One is Not Born a Mathematician: In Conversation with Vasily Davydov

Osnat Fellus, Yaniv Biton


That mathematics education has been one of the central concerns of educational systems worldwide is no secret. It is also an established consensus that as far back as eighty years ago, Russian psychologists such as Vygotsky, Luria, Meshcheryakov, and Davydov have pioneered work that contributed to the understanding of teaching and learning and shifted the trajectory of schooling in the Western World. Looking back, we feel that there is more to this legacy that awaits to be further explained and extended to potentially address some of the pressing issues in mathematics education.
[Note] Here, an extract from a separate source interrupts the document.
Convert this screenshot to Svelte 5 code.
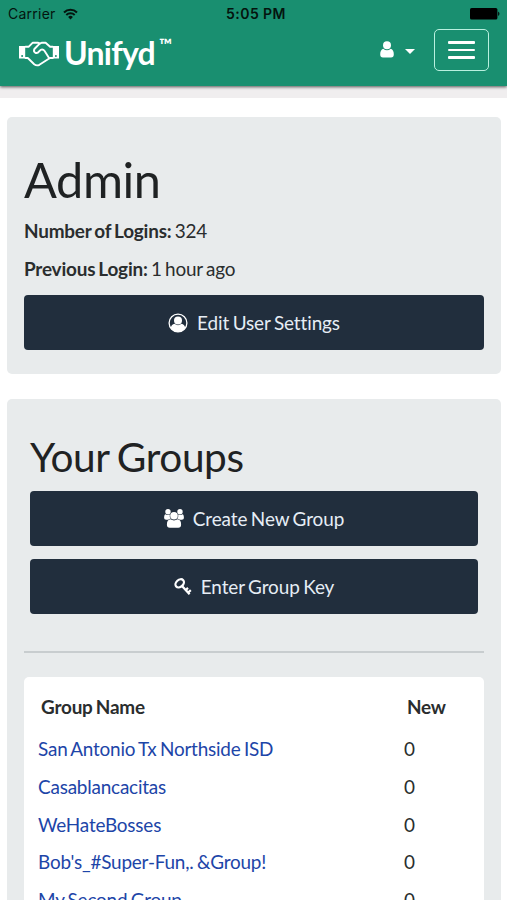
<script lang="ts">
  interface Group {
    id: number;
    name: string;
    unread: number;
  }

  const userName: string = "Admin";
  const logins: number = 324;
  const previousLogin: string = "1 hour ago";

  let groups: Group[] = [
    { id: 1, name: "San Antonio Tx Northside ISD", unread: 0 },
    { id: 2, name: "Casablancacitas", unread: 0 },
    { id: 3, name: "WeHateBosses", unread: 0 },
    { id: 4, name: "Bob's_#Super-Fun,. &Group!", unread: 0 },
    { id: 5, name: "My Second Group", unread: 0 },
  ];
</script>

<div class="screen">
  <header class="navbar">
    <div class="status-bar">
      <div class="carrier">
        <span>Carrier</span>
        <svg width="15" height="12" viewBox="0 0 15 12" fill="none" stroke="#04140e">
          <path d="M1 4.4a9.4 9.4 0 0 1 13 0" stroke-width="2.1" />
          <path d="M3.3 7a6.1 6.1 0 0 1 8.4 0" stroke-width="2" />
          <path d="M7.5 11.5 5.1 9a3.4 3.4 0 0 1 4.8 0z" fill="#04140e" stroke="none" />
        </svg>
      </div>
      <span class="clock">5:05 PM</span>
      <div class="battery">
        <svg width="30" height="12" viewBox="0 0 30 12" fill="#000">
          <rect x="0" y="0" width="27.4" height="11.6" rx="1.6" />
          <path d="M28.2 3.6a2.6 2.6 0 0 1 0 4.4z" />
        </svg>
      </div>
    </div>

    <div class="nav-row">
      <div class="brand">
        <svg class="handshake" width="40" height="27" viewBox="0 0 40 27">
          <g fill="none" stroke="#fff" stroke-width="1.9" stroke-linejoin="round" stroke-linecap="round">
            <path d="M6.500 5.700h3.300l4-4h5l1.900.9 2.300-.9h3.600l4.500 4h2.600" />
            <path d="M6.500 17h2.300l6.400 6.200q2.500 2 5.200.6l8.200-5.300 2.300-1.500h2.900" />
            <path d="M20.700 2.600 15.400 8q-1.200 2.500.9 3.800 2.400.8 3.700-1.300l1.700-1.700q2.500-.8 3.900 1.200l4.600 7.200" />
          </g>
          <path d="M0 5h6.200v12.500H0z" fill="#fff" />
          <path d="M33.800 5H40v12.500h-6.200z" fill="#fff" />
          <circle cx="3.100" cy="15" r="1" fill="#198f70" />
          <circle cx="36.900" cy="15" r="1" fill="#198f70" />
        </svg>
        <span class="brand-name">Unifyd</span>
        <span class="tm">™</span>
      </div>

      <div class="nav-actions">
        <svg width="14" height="17" viewBox="0 0 14 17" fill="#fff">
          <circle cx="7" cy="4.200" r="4" />
          <path d="M3.200 7.700Q5 9.300 7 9.300t3.800-1.600Q13.800 8.700 13.800 13.300 13.800 16.600 11 16.600H3Q.2 16.600.2 13.300.2 8.700 3.200 7.700z" />
        </svg>
        <span class="caret"></span>
        <button class="toggle" aria-label="Menu">
          <span></span>
          <span></span>
          <span></span>
        </button>
      </div>
    </div>
  </header>

  <main>
    <section class="well">
      <h1>{userName}</h1>
      <p><b>Number of Logins:</b> {logins}</p>
      <p><b>Previous Login:</b> {previousLogin}</p>
      <button class="btn">
        <svg width="20" height="20" viewBox="0 0 20 20">
          <circle cx="10" cy="10" r="8.900" fill="none" stroke="#fff" stroke-width="1.300" />
          <circle cx="10" cy="7.500" r="4" fill="#fff" />
          <path d="M2.700 15Q3.600 11 6.500 10.700q3.500 2.900 7 0 2.900.3 3.800 4.300a8.700 8.700 0 0 1-14.600 0z" fill="#fff" />
        </svg>
        <span>Edit User Settings</span>
      </button>
    </section>

    <section class="well">
      <div class="group-actions">
        <h2>Your Groups</h2>
        <button class="btn">
          <svg width="20" height="19" viewBox="0 0 20 19" fill="#fff">
            <circle cx="4" cy="2.800" r="2.700" />
            <circle cx="16" cy="2.800" r="2.700" />
            <path d="M1.600 5.200q2.400 1.500 4.200.4-.5 2.800.9 4.100-1.500 0-2.500 1H2.100Q.1 10.700.1 9q0-3.600 1.500-3.800z" />
            <path d="M18.400 5.200q-2.400 1.500-4.200.4.500 2.800-.9 4.100 1.500 0 2.500 1h2.100q2 0 2-1.700 0-3.600-1.500-3.800z" />
            <circle cx="10" cy="6.700" r="3.800" />
            <path d="M6.400 10.300q3.600 2.300 7.200 0 3.500.2 3.500 5.400 0 3-2.900 3H5.800q-2.900 0-2.900-3 0-5.200 3.500-5.400z" />
          </svg>
          <span>Create New Group</span>
        </button>
        <button class="btn">
          <svg width="18" height="18" viewBox="0 0 18 18" fill="none" stroke="#fff">
            <ellipse cx="5.700" cy="5.300" rx="4.700" ry="3.500" transform="rotate(-42 5.700 5.300)" stroke-width="2.200" />
            <path d="M8 8 15.600 16.300M11.800 12 14 9.900M14.200 14.500 16.800 12.200" stroke-width="2.300" />
          </svg>
          <span>Enter Group Key</span>
        </button>
      </div>

      <hr />

      <!-- group list -->
      <div class="panel">
        <div class="row head">
          <span class="name">Group Name</span>
          <span class="count">New</span>
        </div>
        {#each groups as group (group.id)}
          <div class="row">
            <a class="name" href="#group-{group.id}">{group.name}</a>
            <span class="count">{group.unread}</span>
          </div>
        {/each}
      </div>
    </section>
  </main>
</div>

<style>
  :global(body) {
    background: #fff;
    overflow: hidden;
  }

  .screen {
    height: 900px;
    overflow: hidden;
    font-family: Lato, sans-serif;
    font-size: 18.93px;
    line-height: 27px;
    letter-spacing: -0.2px;
    word-spacing: -1.3px;
    color: #2a2d2e;
  }

  .navbar {
    height: 86px;
    background: #198f70;
    box-shadow: 0 1px 3px rgba(0, 0, 0, 0.65);
    position: relative;
  }

  .status-bar {
    display: grid;
    grid-template-columns: 1fr auto 1fr;
    align-items: center;
    height: 27px;
    padding: 0 7px 0 8px;
    font-family: Inter, sans-serif;
    font-size: 14px;
    letter-spacing: 0.25px;
    word-spacing: 0;
    color: #04140e;
  }

  .carrier {
    display: flex;
    align-items: center;
    gap: 7px;
  }

  .clock {
    margin-left: 4px;
    font-weight: 600;
    letter-spacing: 0.45px;
  }

  .battery {
    display: flex;
    justify-content: flex-end;
  }

  .nav-row {
    display: flex;
    justify-content: space-between;
    padding: 2px 18px 0 19px;
  }

  .brand {
    display: flex;
    color: #fff;
  }

  .handshake {
    margin-top: 12px;
  }

  .brand-name {
    margin: 5px 0 0 5px;
    font-size: 32px;
    font-weight: 700;
    line-height: 38px;
    letter-spacing: -0.75px;
  }

  .tm {
    margin: 6px 0 0 4px;
    font-size: 17px;
    font-weight: 700;
    line-height: 20px;
  }

  .nav-actions {
    display: flex;
    align-items: center;
    height: 42px;
  }

  .nav-actions svg {
    margin-bottom: 1px;
  }

  .caret {
    margin: 2px 19px 0 11px;
    border: 5px solid transparent;
    border-top-color: #fff;
    border-bottom: 0;
  }

  .toggle {
    display: flex;
    flex-direction: column;
    align-items: center;
    justify-content: center;
    gap: 5px;
    width: 55px;
    height: 42px;
    padding: 0;
    background: none;
    border: 1.4px solid #b9f0df;
    border-radius: 5px;
  }

  .toggle span {
    width: 27px;
    height: 2.6px;
    background: #fff;
    border-radius: 1px;
  }

  main {
    padding: 19px 6px 0 7px;
    border-top: 12px solid #f0eeef;
  }

  .well {
    padding: 17px 17px 24px;
    margin-bottom: 25px;
    background: #e8ebec;
    border-radius: 5px;
  }

  h1,
  h2 {
    font-weight: 400;
    letter-spacing: -0.4px;
    word-spacing: -2px;
    color: #1f2223;
  }

  h1 {
    margin: 19px 0 11px;
    font-size: 48.7px;
    line-height: 53px;
  }

  h2 {
    margin: 19px 0 12px;
    font-size: 40.6px;
    line-height: 44px;
  }

  p {
    margin: 0 0 11px;
  }

  p + p {
    margin-bottom: 13px;
  }

  .btn {
    display: flex;
    align-items: center;
    justify-content: center;
    gap: 9px;
    width: 100%;
    height: 55px;
    padding: 0;
    font: inherit;
    letter-spacing: -0.1px;
    word-spacing: -1.2px;
    color: #e6edf5;
    background: #212e3d;
    border: 0;
    border-radius: 4px;
  }

  .group-actions {
    padding: 0 6px;
  }

  .group-actions .btn {
    margin-bottom: 13px;
  }

  hr {
    height: 2px;
    margin: 37px 0 24px;
    background: #c8cdcf;
    border: 0;
  }

  .panel {
    padding: 13px 14px;
    background: #fff;
    border-radius: 5px;
  }

  .row {
    display: flex;
    height: 37.8px;
    line-height: 37.8px;
  }

  .head {
    height: 40px;
    line-height: 34px;
    font-weight: 700;
    padding-left: 3px;
  }

  .name {
    width: 366px;
  }

  a {
    color: #1d45a8;
    text-decoration: none;
  }
</style>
To bring forth this legacy, the authors engage in an imaginary conversation with Vasily Davydov to tease out notions that include, inter alia, language and interaction, learning and teaching, and empirical and theoretical thinking. The utilisation of a conversation as a method of inquiry for the purpose of this paper was intentional as it not only encompasses the very method of teaching advocated by Davydov, thus conveying that the means is the message, but it is also conducive to the exploration of simultaneously surfacing ideas and phenomena. The questions asked, clarifications provided, and contradictions that still remain chart a map that displays theoretical vistas and empirical landscapes drawn and inspired by Davydov’s legacy. Specifically, Fellus and Biton bring forth citations from Davydov’s works that are used as signposts in the conversation that unfolds.